A partir da institucionalização do Cristianismo, surge o clero, que assume as diretrizes da fé e impõe normas e ritos. Nesse processo, se dá a articulação entre o poder religioso e o poder político. A fim de que essa “aliança” se concretize, torna-se necessário impor limites aos “fiéis” e silenciar os “infiéis”. A relação é necessariamente de poder: há os que podem pensar, falar e decidir e há os que devem apenas aceitar as idéias do clero como se viessem do Criador. O poder dos clérigos faz-se divino; desobedecê-lo é desobedecer ao Ser Supremo.
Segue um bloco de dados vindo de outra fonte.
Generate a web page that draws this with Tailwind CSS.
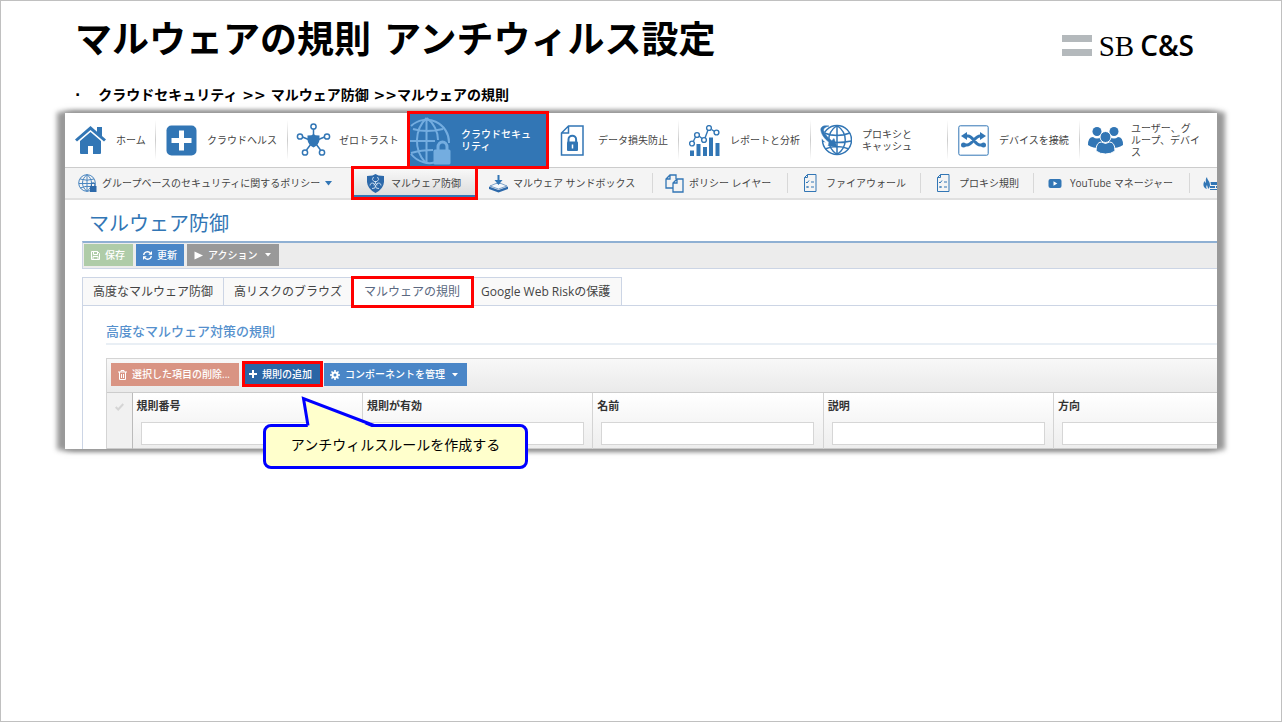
<!DOCTYPE html>
<html lang="ja">
<head>
    <meta charset="UTF-8">
    <meta name="viewport" content="width=device-width, initial-scale=1.0">
    <title>マルウェアの規則 アンチウィルス設定</title>
    <script src="https://cdn.jsdelivr.net/npm/@tailwindcss/browser@4"></script>
</head>
<body class="min-h-screen border border-[#c0c0c0] bg-white font-['Open_Sans','Noto_Sans_CJK_JP',sans-serif] text-[#444]">
    <!-- Slide header -->
    <header class="flex items-start justify-between pl-[74px] pr-[87px] pt-4 text-black">
        <h1 class="font-['DejaVu_Sans','Noto_Sans_CJK_JP',sans-serif] text-[37px] leading-[48px] font-bold">マルウェアの規則 アンチウィルス設定</h1>
        <div class="flex items-center gap-[7px] pt-2">
            <div class="flex flex-col gap-[7px]">
                <span class="h-[7px] w-[30px] bg-[#b4b9bc]"></span>
                <span class="h-[7px] w-[30px] bg-[#b4b9bc]"></span>
            </div>
            <div class="flex items-baseline gap-[6px] leading-[40px]">
                <span class="font-['Liberation_Serif',serif] text-[29px]">SB</span>
                <span class="text-[28px] font-semibold">C&amp;S</span>
            </div>
        </div>
    </header>
    <ul class="pl-[74px] pt-[18px] font-['DejaVu_Sans','Noto_Sans_CJK_JP',sans-serif] text-[14px] leading-[22px] font-bold text-black">
        <li class="flex gap-[18px]"><span>·</span><span>クラウドセキュリティ &gt;&gt; マルウェア防御 &gt;&gt;マルウェアの規則</span></li>
    </ul>

    <main class="relative mx-16 mt-[7px] bg-white shadow-[7px_0_5px_1px_#999,-7px_0_5px_1px_#999,0_0_6px_1px_#777]">
        <div class="overflow-x-clip">
            <!-- Main navigation -->
            <nav class="border-b border-[#ccc]">
                <ul class="flex h-[54px] text-[10px] leading-[12px]">
                    <li class="flex w-[91px] shrink-0 items-center">
                        <a href="#" class="flex flex-1 items-center gap-2.5 pl-2.5">
                            <svg class="w-[31px] shrink-0" viewBox="0 0 31 28" fill="#3276b5"><path d="M15.500 0 0 13.500l2 2L15.500 4 29 15.500l2-2-4-3.500V1h-5v4.700z"/><path d="M15.500 6 5 15v12q0 1 1 1h7v-8h5v8h7q1 0 1-1V15z"/></svg>
                            <span>ホーム</span>
                        </a>
                        <span class="h-10 w-px bg-linear-to-b from-transparent via-[#ccc] to-transparent"></span>
                    </li>
                    <li class="flex w-[132px] shrink-0 items-center">
                        <a href="#" class="flex flex-1 items-center gap-2.5 pl-2.5">
                            <svg class="w-[31px] shrink-0" viewBox="0 0 31 31"><rect x="0.500" y="0.500" width="30" height="30" rx="5" fill="#3276b5"/><path d="M13 5.500h5V13h7.500v5H18v7.500h-5V18H5.500v-5H13z" fill="#fff"/></svg>
                            <span>クラウドヘルス</span>
                        </a>
                        <span class="h-10 w-px bg-linear-to-b from-transparent via-[#ccc] to-transparent"></span>
                    </li>
                    <li class="flex w-[122px] shrink-0 items-center">
                        <a href="#" class="flex flex-1 items-center gap-2.5 pl-2.5">
                            <svg class="-mx-0.5 w-[35px] shrink-0" viewBox="0 0 35 34" fill="none" stroke="#3276b5" stroke-width="1.500"><path d="M17.500 6v7M6.500 14l6 2.500M28.500 14l-6 2.500M15 21l-4.500 6M20 21l4.500 6"/><circle cx="17.500" cy="3.500" r="2.600"/><circle cx="4" cy="13.500" r="2.600"/><circle cx="31" cy="13.500" r="2.600"/><circle cx="9" cy="29.500" r="2.600"/><circle cx="26" cy="29.500" r="2.600"/><path d="m17.500 11 2 1.200 4 .3v4.500q-.5 4.500-6 7.500-5.500-3-6-7.500v-4.500l4-.3z" fill="#3276b5" stroke="none"/></svg>
                            <span>ゼロトラスト</span>
                        </a>
                    </li>
                    <li class="relative z-10 mt-px mr-px flex h-[52px] w-[136px] shrink-0 bg-[#3276b5] text-white outline-3 outline-[#f00]">
                        <a href="#" class="flex flex-1 items-center gap-2.5">
                            <svg class="w-[41px] shrink-0" viewBox="0 0 41 49" fill="none" stroke="#74ade0" stroke-width="2"><path d="M24 46.500Q19 48 13 46A23.500 23.500 0 0 1 1 38M1 10a22.500 22.500 0 0 1 38 17"/><path d="M16.500 2C4 14 4 34 15 46M16.500 2C24 7 28 16 28 24M16.500 2v44M3 13q13 4 30 0M0 25h25M1 37q10-3 22-3"/><path d="M28 35v-4a4.500 5 0 0 1 9 0v4" stroke-width="3"/><rect x="23.500" y="33.500" width="17" height="15" rx="1.500" fill="#74ade0" stroke="none"/></svg>
                            <span class="font-medium">クラウドセキュ<br>リティ</span>
                        </a>
                    </li>
                    <li class="flex w-[132px] shrink-0 items-center">
                        <a href="#" class="flex flex-1 items-center gap-2.5 pl-2.5">
                            <svg class="w-[31px] shrink-0" viewBox="0 0 31 31" fill="none" stroke="#3276b5" stroke-width="1.500"><path d="M11.500 1H26v29H4.500V8zM11.500 1v7h-7"/><path d="M11.500 17v-2.500a3.800 3.800 0 0 1 7.600 0V17" stroke-width="2"/><rect x="10" y="16.500" width="11" height="9.500" rx="1" fill="#3276b5" stroke="none"/><path d="M15.500 19.500v4" stroke="#fff"/></svg>
                            <span>データ損失防止</span>
                        </a>
                        <span class="h-10 w-px bg-linear-to-b from-transparent via-[#ccc] to-transparent"></span>
                    </li>
                    <li class="flex w-[132px] shrink-0 items-center">
                        <a href="#" class="flex flex-1 items-center gap-2.5 pl-2.5">
                            <svg class="w-[31px] shrink-0" viewBox="0 0 31 31"><path d="M1 25.500h4V31H1zM7.500 19h4v12h-4zM14 22h4v9h-4zM20 12.500h4V31h-4zM26.500 18h4v13h-4z" fill="#3276b5"/><g fill="none" stroke="#3276b5" stroke-width="1.400"><path d="m4.500 16 2-4M10 11l3 2.500M16 13l3-8M22.500 4.500l3 2"/><circle cx="3" cy="18.500" r="2.400"/><circle cx="8" cy="10" r="2.400"/><circle cx="15" cy="15" r="2.400"/><circle cx="20" cy="3" r="2.400"/><circle cx="27.500" cy="7.500" r="2.400"/></g></svg>
                            <span>レポートと分析</span>
                        </a>
                        <span class="h-10 w-px bg-linear-to-b from-transparent via-[#ccc] to-transparent"></span>
                    </li>
                    <li class="flex w-[137px] shrink-0 items-center">
                        <a href="#" class="flex flex-1 items-center gap-2.5 pl-2.5">
                            <svg class="-ml-px w-[32px] shrink-0" viewBox="0 0 32 32" fill="none" stroke="#3276b5" stroke-width="1.500"><circle cx="17" cy="16" r="14.500"/><path d="M17 1.500v29M17 1.500C6 9 6 23 17 30.500M17 1.500c11 7.500 11 21.500 0 29M4 9q13 5 26 0M2.500 17q14 3 29 0M5 25q12-5 24 0"/><path d="M5 2C-1 5 1 12 9 18" stroke="#fff" stroke-width="5"/><path d="M9 2C3 1 0 3 1 7c1 5 5 9 9 12l-2 2.500 9 1.500-3-8.500-2.200 2.200C7 13 4 9 3.500 6c0-2 2-3 5.500-4z" fill="#3276b5" stroke-width=".5"/></svg>
                            <span>プロキシと<br>キャッシュ</span>
                        </a>
                        <span class="h-10 w-px bg-linear-to-b from-transparent via-[#ccc] to-transparent"></span>
                    </li>
                    <li class="flex w-[132px] shrink-0 items-center">
                        <a href="#" class="flex flex-1 items-center gap-2.5 pl-2.5">
                            <svg class="w-[31px] shrink-0" viewBox="0 0 31 31" fill="none" stroke="#3276b5"><rect x="0.800" y="0.800" width="29.400" height="29.400" rx="1.500"/><path d="M6 11h4c5 0 7 9 12 9h4M5 20h4c5 0 8-9 13-9h2" stroke-width="3"/><path d="m3 11 6-4v8zM28 11l-6-4v8z" fill="#3276b5" stroke="none"/><circle cx="5.500" cy="20" r="2.500" fill="#3276b5" stroke="none"/><circle cx="25.500" cy="20" r="2.500" fill="#3276b5" stroke="none"/></svg>
                            <span>デバイスを接続</span>
                        </a>
                        <span class="h-10 w-px bg-linear-to-b from-transparent via-[#ccc] to-transparent"></span>
                    </li>
                    <li class="flex w-[137px] shrink-0 items-center">
                        <a href="#" class="flex flex-1 items-center gap-2.5 pl-2.5">
                            <svg class="-mx-0.5 w-[35px] shrink-0" viewBox="0 0 35 27" fill="#3276b5" stroke="#fff" stroke-width="1"><g stroke="none"><circle cx="9" cy="4.500" r="4.500"/><circle cx="26" cy="4.500" r="4.500"/><path d="M0 18q0-8 5-8 4 3 8 0 4 1 4 5v6Q6 22 0 18zM35 18q0-8-5-8-4 3-8 0-4 1-4 5v6q11 1 17-3z"/></g><circle cx="17.500" cy="10" r="5.500"/><path d="M8 24q0-9 5.500-9 4 3 8 0 5.500 0 5.500 9-4 3-9.500 3T8 24z"/></svg>
                            <span>ユーザー、グ<br>ループ、デバイ<br>ス</span>
                        </a>
                    </li>
                </ul>
            </nav>

            <!-- Sub navigation -->
            <nav class="border-b-2 border-[#e0e0e0] bg-[#f4f4f4]">
                <ul class="flex h-[30px] items-center text-[10px] whitespace-nowrap">
                    <li class="w-[289px] shrink-0">
                        <a href="#" class="flex items-center gap-[5px] pl-[13px]">
                            <svg class="w-[19px] shrink-0" viewBox="0 0 19 19" fill="none" stroke="#4a86c0"><circle cx="9" cy="9" r="8.300"/><path d="M9 .7v16.600M9 .7C3 5 3 13 9 17.300M9 .7c6 4.300 6 12.300 0 16.600M2 5q7 2.500 14 0M1 9.500h16M2 14q7-2.500 10-1.500"/><path d="M13.500 12v-1.500a1.700 1.700 0 0 1 3.500 0V12" stroke="#2d69aa"/><rect x="12" y="12" width="6.500" height="6" fill="#2d69aa" stroke="none"/></svg>
                            <span>グループベースのセキュリティに関するポリシー</span>
                            <svg class="w-[7px]" viewBox="0 0 7 5" fill="#3276b5"><path d="M0 0h7L3.500 4.500z"/></svg>
                        </a>
                    </li>
                    <li class="relative z-10 w-[121px] shrink-0 border-b-2 border-[#3276b5] bg-linear-to-b from-[#f8f8f8] to-[#ddd] outline-3 outline-[#f00]">
                        <a href="#" class="flex h-[26px] items-center gap-1.5 pt-0.5 pl-3">
                            <svg class="w-[19px] shrink-0" viewBox="0 0 19 19"><path d="m9.500 0 3 1.500 5.500.5v6q-.5 7-8.500 11Q1.500 15 1 8V2l5.500-.5z" fill="#2d69aa"/><g fill="none" stroke="#d5e5f4" stroke-width=".9"><path d="M7.500 3Q5 5.500 8 7.500h3Q14 5.500 11.500 3M4 11.500q.5-3.500 4-2l1.500 2.500Q9.500 15 6 14.500M15 11.500q-.5-3.500-4-2L9.500 12q0 3 3.500 2.500"/><path d="M9.500 7.500v2l-2 1.500M9.500 9.500l2 1.500"/></g></svg>
                            <span>マルウェア防御</span>
                        </a>
                    </li>
                    <li class="flex w-[178px] shrink-0 items-center">
                        <a href="#" class="flex flex-1 items-center gap-[5px] pl-3.5">
                            <svg class="w-[19px] shrink-0" viewBox="0 0 19 19"><path d="M0 12.500v2.500l9.500 3.500L19 15v-2.500L9.500 16z" fill="#2d69aa"/><path d="m1 12 6-2.500h5l6 2.500-8.500 3z" fill="#f4f8fc" stroke="#2d69aa" stroke-width=".6"/><path d="M8.500 1h2v5h3l-4 5-4-5h3z" fill="#3276b5"/></svg>
                            <span>マルウェア サンドボックス</span>
                        </a>
                        <span class="h-5 w-px bg-[#d8d8d8]"></span>
                    </li>
                    <li class="flex w-[135px] shrink-0 items-center">
                        <a href="#" class="flex flex-1 items-center gap-[5px] pl-3">
                            <svg class="w-[19px] shrink-0" viewBox="0 0 19 19" fill="none" stroke="#3276b5" stroke-width="1.300"><path d="M8 14H1V5l4-4h6v4M5 1v4H1"/><path d="M12 5h6v13H8V9zM12 5v4H8"/></svg>
                            <span>ポリシー レイヤー</span>
                        </a>
                        <span class="h-5 w-px bg-[#d8d8d8]"></span>
                    </li>
                    <li class="flex w-[133px] shrink-0 items-center">
                        <a href="#" class="flex flex-1 items-center gap-[5px] pl-3.5">
                            <svg class="w-[19px] shrink-0" viewBox="0 0 19 18" fill="none" stroke="#3276b5"><path d="M5.500.5H14v17H2.500v-14zM5.500.5v3h-3"/><path d="m4 8 1 1 2-2.500M9 8h3M4.500 12l2 2m0-2-2 2M9 13h3"/></svg>
                            <span>ファイアウォール</span>
                        </a>
                        <span class="h-5 w-px bg-[#d8d8d8]"></span>
                    </li>
                    <li class="flex w-[113px] shrink-0 items-center">
                        <a href="#" class="flex flex-1 items-center gap-[5px] pl-3.5">
                            <svg class="w-[19px] shrink-0" viewBox="0 0 19 18" fill="none" stroke="#3276b5"><path d="M5.500.5H14v17H2.500v-14zM5.500.5v3h-3"/><path d="m4 8 1 1 2-2.500M9 8h3M4.500 12l2 2m0-2-2 2M9 13h3"/></svg>
                            <span>プロキシ規則</span>
                        </a>
                        <span class="h-5 w-px bg-[#d8d8d8]"></span>
                    </li>
                    <li class="flex w-[156px] shrink-0 items-center">
                        <a href="#" class="flex flex-1 items-center gap-[5px] pl-3">
                            <svg class="w-[19px] shrink-0" viewBox="0 0 19 19"><rect x="2.500" y="5" width="13" height="9" rx="2" fill="#3276b5"/><path d="M7.500 7.300v4.400l3.800-2.200z" fill="#fff"/></svg>
                            <span>YouTube マネージャー</span>
                        </a>
                        <span class="h-5 w-px bg-[#d8d8d8]"></span>
                    </li>
                    <li class="shrink-0">
                        <a href="#" aria-label="ファイアウォール ログ" class="flex pl-3">
                            <svg class="w-[22px]" viewBox="0 0 22 18" fill="#3276b5"><path d="M5 3c0 3 3 4 3 8 0 2-1 3-2 4 0-2-1-3-1-4-1 1-1 3 0 4-4-1-4-5-3-7l1-1c0 1 0 1 1 2 0-2-1-4 1-6z"/><path d="M8.500 8H22v3H9zM8 12h5v2H8zM14 12h8v2h-8zM8 15h14v1H8z"/></svg>
                        </a>
                    </li>
                </ul>
            </nav>

            <div class="pl-[17px]">
                <h2 class="pt-2 pb-px pl-[7px] text-[20px] leading-[32px] text-[#3276b5]">マルウェア防御</h2>
                <!-- Page toolbar -->
                <div class="flex gap-[3px] border-t-2 border-b border-l border-t-[#8fb0d3] border-b-[#ccd5e5] border-l-[#ccd5e5] bg-[#ececec] pt-px pb-0.5 pl-px text-[10px] font-medium text-white">
                    <button type="button" disabled class="flex h-[22px] w-[49px] items-center gap-[5px] bg-[#afcca8] pl-[7px]">
                        <svg class="w-[9px]" viewBox="0 0 9 9" fill="none" stroke="#fff"><path d="M.5.5h6l2 2v6h-8zM2.500.5v3h4v-3M2 8.500v-3h5v3"/></svg>
                        保存
                    </button>
                    <button type="button" class="flex h-[22px] w-[48px] items-center gap-[5px] bg-[#4a86c7] pl-[7px]">
                        <svg class="w-[9px]" viewBox="0 0 9 9" fill="none" stroke="#fff" stroke-width="1.400"><path d="M.7 4A3.700 3.700 0 0 1 7.500 2.500M8.300 5A3.700 3.700 0 0 1 1.500 6.500"/><path d="M9 0v3.700H5.300zM0 9V5.300h3.700z" fill="#fff" stroke="none"/></svg>
                        更新
                    </button>
                    <button type="button" class="flex h-[22px] w-[92px] items-center gap-[5px] bg-[#999] pl-[7px]">
                        <svg class="w-[9px]" viewBox="0 0 9 9" fill="#fff"><path d="M.5.5 9 4.500l-8.500 4z"/></svg>
                        アクション
                        <svg class="ml-0.5 w-[6px]" viewBox="0 0 6 4" fill="#fff"><path d="M0 0h6L3 3.500z"/></svg>
                    </button>
                </div>

                <!-- Tabs -->
                <div role="tablist" class="mt-2 flex h-[29px] border-b border-[#ccd5e5] text-[12px] whitespace-nowrap">
                    <button type="button" role="tab" class="w-[142px] border-t border-r border-l border-[#ccd5e5] bg-[#f9f9f9] pl-2.5 text-left">高度なマルウェア防御</button>
                    <button type="button" role="tab" class="w-[130px] border-t border-[#ccd5e5] bg-[#f9f9f9] pl-2.5 text-left">高リスクのブラウズ</button>
                    <button type="button" role="tab" aria-selected="true" class="z-10 mt-0.5 w-[117px] bg-white pl-2.5 text-left text-[#5a6880] outline-3 outline-[#f00]">マルウェアの規則</button>
                    <button type="button" role="tab" class="w-[151px] border-t border-r border-[#ccd5e5] bg-[#f9f9f9] pl-2.5 text-left">Google Web Riskの保護</button>
                </div>

                <section class="border-l border-[#ccd5e5] pl-[23px]">
                    <h3 class="border-b-2 border-[#e9eff5] pt-[15px] pb-px text-[13px] leading-[21px] font-medium text-[#5590cd]">高度なマルウェア対策の規則</h3>
                    <!-- Rules grid -->
                    <div class="mt-[13px] border-t border-l border-[#d4d4d4]">
                        <div class="flex h-[34px] gap-1 border-b border-[#ccc] bg-linear-to-b from-[#f8f8f8] to-[#eaeaea] pt-1 pl-1 text-[10px] font-medium whitespace-nowrap text-white">
                            <button type="button" disabled class="mr-0.5 flex h-[23px] w-[128px] items-center gap-[5px] bg-[#d99483] pl-[7px]">
                                <svg class="w-[9px]" viewBox="0 0 9 10" fill="none" stroke="#fff"><path d="M0 2h9M3 2V.5h3V2M1.500 2v7.500h6V2M3.500 4v4M5.500 4v4"/></svg>
                                選択した項目の削除...
                            </button>
                            <button type="button" class="mt-px flex h-[20px] w-[75px] items-center gap-[5px] bg-[#2a66a5] pl-1 outline-3 outline-[#f00]">
                                <svg class="w-[8px]" viewBox="0 0 8 8" fill="#fff"><path d="M3 0h2v3h3v2H5v3H3V5H0V3h3z"/></svg>
                                規則の追加
                            </button>
                            <button type="button" class="flex h-[23px] w-[143px] items-center gap-[5px] bg-[#4a86c7] pl-1.5">
                                <svg class="w-[10px]" viewBox="0 0 10 10" fill="none" stroke="#fff"><circle cx="5" cy="5" r="2.500" stroke-width="2"/><path d="M5 0v2M5 8v2M0 5h2M8 5h2M1.500 1.500 3 3M7 7l1.500 1.500M8.500 1.500 7 3M3 7 1.500 8.500" stroke-width="1.600"/></svg>
                                コンポーネントを管理
                                <svg class="ml-0.5 w-[6px]" viewBox="0 0 6 4" fill="#fff"><path d="M0 0h6L3 3.500z"/></svg>
                            </button>
                        </div>
                        <table class="w-[1177px] table-fixed border-collapse bg-linear-to-b from-white to-[#eee] text-[11px] text-[#333]">
                            <thead>
                                <tr class="h-[55px] border-b border-[#ccc] text-left align-top">
                                    <th class="w-[25px] border-r border-[#bbb] bg-[#f1f1f1] pt-2.5 pl-2">
                                        <svg class="w-[9px]" viewBox="0 0 9 8" fill="none" stroke="#d5d5d5" stroke-width="2"><path d="m.7 4 2.500 2.500L8.300 1"/></svg>
                                    </th>
                                    <th class="border-r border-[#d4d4d4] pt-[5px] pr-2 pl-1">
                                        <label for="number" class="block leading-[16px]">規則番号</label>
                                        <input id="number" type="text" class="mt-2 ml-1 block h-[23px] w-[213px] border border-[#d6d6d6] bg-white px-1 font-normal">
                                    </th>
                                    <th class="border-r border-[#d4d4d4] pt-[5px] pr-2 pl-1">
                                        <label for="enabled" class="block leading-[16px]">規則が有効</label>
                                        <input id="enabled" type="text" class="mt-2 ml-1 block h-[23px] w-[213px] border border-[#d6d6d6] bg-white px-1 font-normal">
                                    </th>
                                    <th class="border-r border-[#d4d4d4] pt-[5px] pr-2 pl-1">
                                        <label for="name" class="block leading-[16px]">名前</label>
                                        <input id="name" type="text" class="mt-2 ml-1 block h-[23px] w-[213px] border border-[#d6d6d6] bg-white px-1 font-normal">
                                    </th>
                                    <th class="border-r border-[#d4d4d4] pt-[5px] pr-2 pl-1">
                                        <label for="description" class="block leading-[16px]">説明</label>
                                        <input id="description" type="text" class="mt-2 ml-1 block h-[23px] w-[213px] border border-[#d6d6d6] bg-white px-1 font-normal">
                                    </th>
                                    <th class="pt-[5px] pr-2 pl-1">
                                        <label for="direction" class="block leading-[16px]">方向</label>
                                        <input id="direction" type="text" class="mt-2 ml-1 block h-[23px] w-[213px] border border-[#d6d6d6] bg-white px-1 font-normal">
                                    </th>
                                </tr>
                            </thead>
                        </table>
                    </div>
                </section>
            </div>
        </div>

        <!-- Callout pointing at the add button -->
        <div class="absolute top-[311px] left-[198px] z-20 flex h-[45px] w-[265px] items-center justify-center rounded-lg border-3 border-[#00f] bg-[#ffffcc] pb-1 text-[14px] text-black">
            アンチウィルスルールを作成する
            <svg class="absolute -top-[32px] left-[34px] w-[80px]" viewBox="0 0 80 33"><path d="M8 33 3.500 3.500 74 33z" fill="#ffffcc"/><path d="M8 30.500 3.500 3.500 74 30.500" fill="none" stroke="#00f" stroke-width="3"/></svg>
        </div>
    </main>
</body>
</html>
Desta forma, justifica-se a violência e a intolerância.
A luta pela liberdade revela o alcance social e político da condenação de Giordano Bruno: como membro da Igreja e como seu fiel seguidor, ele deveria ter se submetido aos dogmas católicos; jamais questionar as guerras religiosas e a imposição hierárquica. Deveria sobretudo admitir que a Verdade se encontra na Igreja e que ela age de acordo com a Vontade Divina.
Por tal submissão, Bruno deveria abrir mão de um direito mais que filosófico, porque humano: a busca da Verdade. Por tal submissão, ele deveria negar a fé que depositava no gênero humano.
Onde estaria, pois, a Liberdade?
Na verdade, em Giordano Bruno, não nos deparamos com um conceito formal de liberdade. Consideramos, entretanto, que toda a sua vida reflete a busca da Verdade, sem a qual a liberdade é impraticável.
Deve-se buscar a veracidade desta ou daquela idéia na razão e na natureza; na mente e no coração, ou seja, na ciência e na adequação desses preceitos à Verdade Espiritual, que se expressa no mundo físico (é o que ele denomina “ouvir a voz da natureza”).